"Urban exploring" is a hobby were modern bounty hunters explore abandoned buildings. First prize is a unique photo. Industrial heritage is the favourite subject. Driving a car into such a building is a bit tricky, but this adventurous Renault certainly is suitable for a drive to search for special architecture!
The photo shoot was done on a disused expo centre. This is where the Kadjar really shines! The design was done by Dutchman Laurens van den Akker. He also drew the Captur, and that style can easily be recognised in the Kadjar.
Just like the Captur, the Kadjar is a mix between an off-roader and a family car. That's why the Kadjar is big and tall, but not tough looking. The design of the cabin is the same blend as that of all other Renaults.

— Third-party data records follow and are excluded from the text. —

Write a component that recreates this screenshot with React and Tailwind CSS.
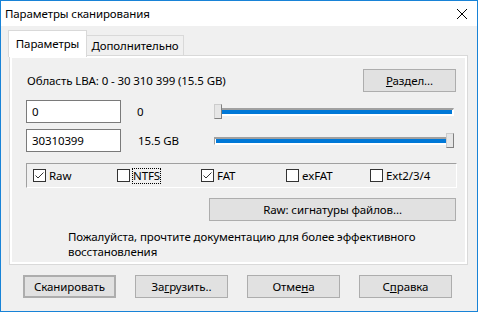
import React from "react";

const font = { fontFamily: '"Noto Sans", "Open Sans", sans-serif' };

const Btn = ({ children, className = "" }) => (
  <div
    className={`flex items-center justify-center h-[23px] w-[93px] bg-[#e1e1e1] border border-[#adadad] text-[11.5px] text-black ${className}`}
  >
    {children}
  </div>
);

const Slider = ({ atEnd }) => (
  <div className="relative w-[240px] h-[16px] flex items-center">
    <div className="w-full h-[8px] border-t-2 border-l border-t-[#a0a0a0] border-l-[#a0a0a0] border-b border-r border-b-white border-r-white bg-white flex items-center px-[1px]">
      <div className="w-full h-[4px] bg-[#0078d7]" />
    </div>
    <div
      className={`absolute top-0 h-[15px] w-[8px] bg-[#e6e6e6] border border-[#cccccc] border-r-[#808080] border-b-[#808080] ${
        atEnd ? "right-0" : "left-0"
      }`}
    />
  </div>
);

const Check = ({ label, checked, focus }) => (
  <div className="flex items-center">
    <div className="w-[13px] h-[13px] border border-[#333333] bg-white flex items-center justify-center">
      {checked && (
        <svg width="11" height="11" viewBox="0 0 11 11">
          <polyline points="1.5,5.5 4,8 9.5,2.5" fill="none" stroke="#333333" strokeWidth="1" />
        </svg>
      )}
    </div>
    <span
      className={`ml-[3px] leading-[14px] text-[11.5px] text-black ${
        focus ? "outline outline-1 outline-dotted outline-black" : ""
      }`}
    >
      {label}
    </span>
  </div>
);

export default function App() {
  return (
    <div
      className="w-[478px] h-[312px] border border-[#1883d7] bg-[#f0f0f0] flex flex-col text-black tracking-[-0.1px]"
      style={font}
    >
      <div className="h-[25px] bg-white flex items-center justify-between pl-[4px] pr-[9px]">
        <span className="text-[11.5px]">Параметры сканирования</span>
        <svg width="12" height="12" viewBox="0 0 12 12">
          <path d="M1 1 L11 11 M11 1 L1 11" stroke="#000" strokeWidth="1" />
        </svg>
      </div>

      <div className="flex flex-col pl-[7px]">
        <div className="flex items-end mt-[4px] relative z-10">
          <div className="h-[27px] w-[79px] bg-white border border-b-0 border-[#d9d9d9] flex items-center justify-center text-[11.5px] pb-[1px]">
            Параметры
          </div>
          <div className="h-[21px] w-[97px] bg-[#f0f0f0] border border-l-0 border-[#d9d9d9] flex items-center justify-center text-[11.5px] mb-[1px]">
            Дополнительно
          </div>
        </div>

        <div className="-mt-[2px] ml-[1px] w-[459px] h-[210px] border border-[#d9d9d9] bg-white p-[2px]">
          <div className="h-full bg-[#f0f0f0] flex flex-col pl-[14px] pr-[9px] pt-[11px]">
            <div className="flex items-center justify-between">
              <span className="text-[11.5px] ml-[1px]">Область LBA: 0 - 30 310 399 (15.5 GB)</span>
              <Btn className="h-[21px]">
                <span>
                  <span className="underline">Р</span>аздел...
                </span>
              </Btn>
            </div>

            <div className="flex items-center mt-[8px]">
              <div className="w-[95px] h-[23px] border border-[#7a7a7a] bg-white text-[11.5px] flex items-center pl-[5px]">
                0
              </div>
              <span className="ml-[16px] w-[77px] text-[11.5px]">0</span>
              <Slider />
            </div>

            <div className="flex items-center mt-[6px]">
              <div className="w-[95px] h-[23px] border border-[#7a7a7a] bg-white text-[11.5px] flex items-center pl-[5px]">
                30310399
              </div>
              <span className="ml-[17px] w-[76px] text-[11.5px]">15.5 GB</span>
              <Slider atEnd />
            </div>

            <div className="mt-[11px] w-[431px] h-[25px] border border-t-[#a0a0a0] border-l-[#a0a0a0] border-b-white border-r-white grid grid-cols-[84px_84px_85px_84px_1fr] items-center pl-[6px]">
              <Check label="Raw" checked />
              <Check label="NTFS" focus />
              <Check label="FAT" checked />
              <Check label="exFAT" />
              <Check label="Ext2/3/4" />
            </div>

            <div className="flex justify-end mt-[10px]">
              <Btn className="w-[247px] h-[21px]">Raw: сигнатуры файлов...</Btn>
            </div>

            <p className="mt-[8px] ml-[42px] text-[11.5px] leading-[15px]">
              Пожалуйста, прочтите документацию для более эффективного
              <br />
              восстановления
            </p>
          </div>
        </div>

        <div className="flex gap-[19px] mt-[10px] ml-[15px]">
          <Btn className="border-2 border-[#0078d7]">Сканировать</Btn>
          <Btn>
            <span>
              За<span className="underline">г</span>рузить..
            </span>
          </Btn>
          <Btn>
            <span>
              Отме<span className="underline">н</span>а
            </span>
          </Btn>
          <Btn>
            <span>
              С<span className="underline">п</span>равка
            </span>
          </Btn>
        </div>
      </div>
    </div>
  );
}
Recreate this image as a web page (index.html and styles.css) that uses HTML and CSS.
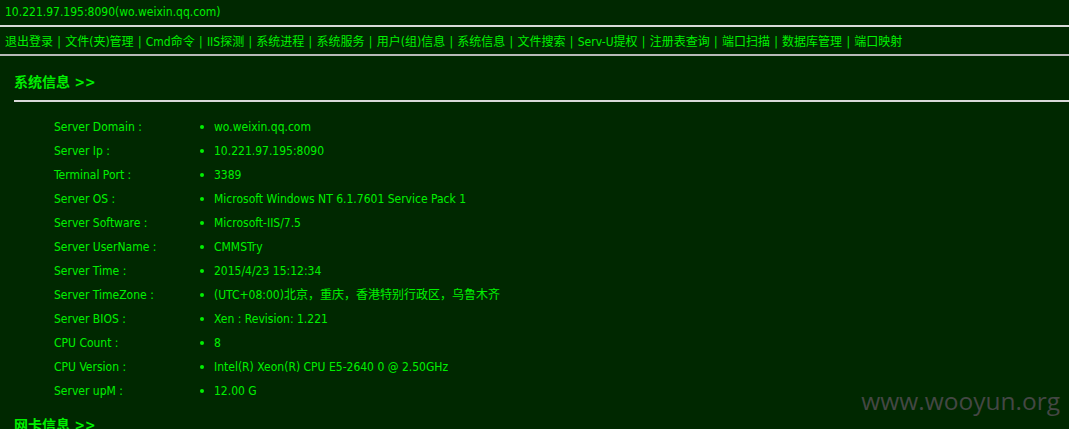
FILE: index.html
```html
<!DOCTYPE html>
<html>
<head>
<meta charset="utf-8">
<link rel="stylesheet" href="styles.css">
</head>
<body>
<div class="top">10.221.97.195:8090(wo.weixin.qq.com)</div>
<div class="nav">退出登录 | 文件(夹)管理 | Cmd命令 | IIS探测 | 系统进程 | 系统服务 | 用户(组)信息 | 系统信息 | 文件搜索 | Serv-U提权 | 注册表查询 | 端口扫描 | 数据库管理 | 端口映射</div>
<div class="section">
  <div class="title">系统信息 &gt;&gt;</div>
  <div class="rule"></div>
  <div class="rows">
    <div class="row"><span class="lbl">Server Domain :</span><span class="dot"></span><span class="val">wo.weixin.qq.com</span></div>
    <div class="row"><span class="lbl">Server Ip :</span><span class="dot"></span><span class="val">10.221.97.195:8090</span></div>
    <div class="row"><span class="lbl">Terminal Port :</span><span class="dot"></span><span class="val">3389</span></div>
    <div class="row"><span class="lbl">Server OS :</span><span class="dot"></span><span class="val">Microsoft Windows NT 6.1.7601 Service Pack 1</span></div>
    <div class="row"><span class="lbl">Server Software :</span><span class="dot"></span><span class="val">Microsoft-IIS/7.5</span></div>
    <div class="row"><span class="lbl">Server UserName :</span><span class="dot"></span><span class="val">CMMSTry</span></div>
    <div class="row"><span class="lbl">Server Time :</span><span class="dot"></span><span class="val">2015/4/23 15:12:34</span></div>
    <div class="row"><span class="lbl">Server TimeZone :</span><span class="dot"></span><span class="val">(UTC+08:00)北京，重庆，香港特别行政区，乌鲁木齐</span></div>
    <div class="row"><span class="lbl">Server BIOS :</span><span class="dot"></span><span class="val">Xen : Revision: 1.221</span></div>
    <div class="row"><span class="lbl">CPU Count :</span><span class="dot"></span><span class="val">8</span></div>
    <div class="row"><span class="lbl">CPU Version :</span><span class="dot"></span><span class="val">Intel(R) Xeon(R) CPU E5-2640 0 @ 2.50GHz</span></div>
    <div class="row"><span class="lbl">Server upM :</span><span class="dot"></span><span class="val">12.00 G</span></div>
  </div>
  <div class="title title2">网卡信息 &gt;&gt;</div>
</div>
<div class="mark">www.wooyun.org</div>
</body>
</html>
```
FILE: styles.css
```css
html, body {
  margin: 0;
  padding: 0;
  background: #002800;
  height: 100%;
  overflow: hidden;
}
body {
  font-family: "DejaVu Sans Condensed", "DejaVu Sans", "Noto Sans CJK SC", sans-serif;
  font-size: 12px;
  color: #00f000;
  position: relative;
}
.top {
  height: 25px;
  line-height: 25px;
  padding-left: 5px;
  border-bottom: 2px solid #d8d8d8;
}
.nav {
  height: 27px;
  line-height: 30px;
  padding-left: 5px;
  border-bottom: 2px solid #b8b8b8;
  white-space: nowrap;
  word-spacing: 0.85px;
}
.section {
  padding-left: 14px;
}
.title {
  font-weight: bold;
  font-size: 14px;
  padding-top: 16px;
  line-height: 20px;
}
.rule {
  margin-top: 8px;
  height: 2px;
  background: #d8d8d8;
}
.rows {
  padding-top: 13px;
  padding-left: 40px;
}
.row {
  display: flex;
  align-items: center;
  height: 24px;
  line-height: 24px;
}
.lbl {
  width: 146px;
}
.dot {
  width: 4px;
  height: 4px;
  border-radius: 50%;
  background: #00f000;
  margin-right: 10px;
}
.title2 {
  padding-top: 12px;
}
.mark {
  position: absolute;
  right: 9px;
  top: 384px;
  font-family: "Open Sans", sans-serif;
  font-size: 24.5px;
  color: #444744;
}
```
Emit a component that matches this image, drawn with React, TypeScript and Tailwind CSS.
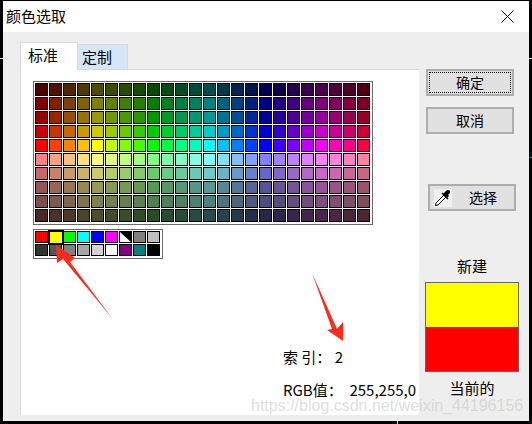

The big difference with the other models is the higher seating position, which ensures easy entry and a good view over the other traffic. What's lacking is the feeling of operating a mighty vehicle; the experience hardly differs from the average MPV (tall family car).
The space in the front and rear is good, but not better than average for a car of this size. The boot has a handy double layered loading floor. That way fragile luggage can be separated from bulky pieces. Alternatively, the entire loading space can be enlarged by removing the second "floor". Underneath, the Kadjar is equal to the Nissan Qashqai, but thanks to a longer overhang at the back the Kadjar offers 40 litres of extra boot space.
The Kadjar is the latest and newest model in its segment, which reflects in the spec levels. For example, the car can be fitted with blind spot detection (warning when there's a vehicle in the blind spot of the wing mirror) and an automatic parking function. When the distance to the car in front gets dangerously small, the computer first issues a warning and eventually activates the brakes.
The traditional speedometer and rev counter have been replaced by a big display. The advantage of this is that the driver can choose from many colours and layouts. For example, gauges with needles are available as well as a digital speedometer. Additionally, an eco theme (more information about fuel economy) and a sporty theme (rev counter in the centre) are available.
Just like every other Renault, the Kadjar is equipped with "R-Link"; the integrated audio, communication and satnav system from Renault. What's special about this is the home screen, which shows several functions at once. R-Link can be extended with apps, but during a test drive in Spain the app-store turned out to be empty.
Forget about the Bose audio system; it's not worth the money as the sound quality is mediocre at best.
The Kadjar is available with front-wheel drive, Extended Grip (front-wheel drive combined with special tyres and an electronic off-road assistant) and four-wheel drive. For this city drive the base model was chosen, also because that's expected to be the most popular model.
Compared to its competitors, Renault chooses comfort rather than sportiness. This means one can comfortably ignore speed bumps and just speed along. On the other hand, in fast corners the body work does tilt more than usual.
This is a matter of getting used to, because despite the tilting of the body, grip levels are more than adequate. However, the Kadjar doesn't handle as well as a traditional car like the Renault Megane.
At the moment of writing, Renault offers the choice of one petrol engine and two diesel engines. The petrol has a displacement of just 1.2 litres and it's also shared with the Nissan Qashqai. Thanks to a slightly different engine management system the Renault version of this engine develops a bit more power (130 PS / 205 Nm).
However, this peak power is only available at very high revs. In real life this means that the Kadjar 1.2 behaves rather sluggishly. Therefore, it feels unwilling and heavy. The sixth gear is a true "overdrive", because 120 km/h means just 2,800 revs per minute.
With strong head wind and at speeds above 120 km/h fuel economy is strongly affected. A calm driving style is rewarded with excellent fuel economy. The test drive took just 6.2 litres per 100 km (46 mpg), including urban exploring in search of a good photo spot.
Finally! Renault introduces the Kadjar and responds to the huge demand for mid-sized SUVs. The strongest point of the Kadjar is its looks, because the Kadjar exudes the same unmistakable charm that made the Clio and Captur such a success.
When it comes to handling, the Kadjar is also different, because Renault chooses comfort over sportiness and that might appeal to a big audience. The engines are modern and perform well, while being frugal. The modern electronics make daily life with the Kadjar more pleasant and more safe. This makes the Kadjar a true treasure for Renault!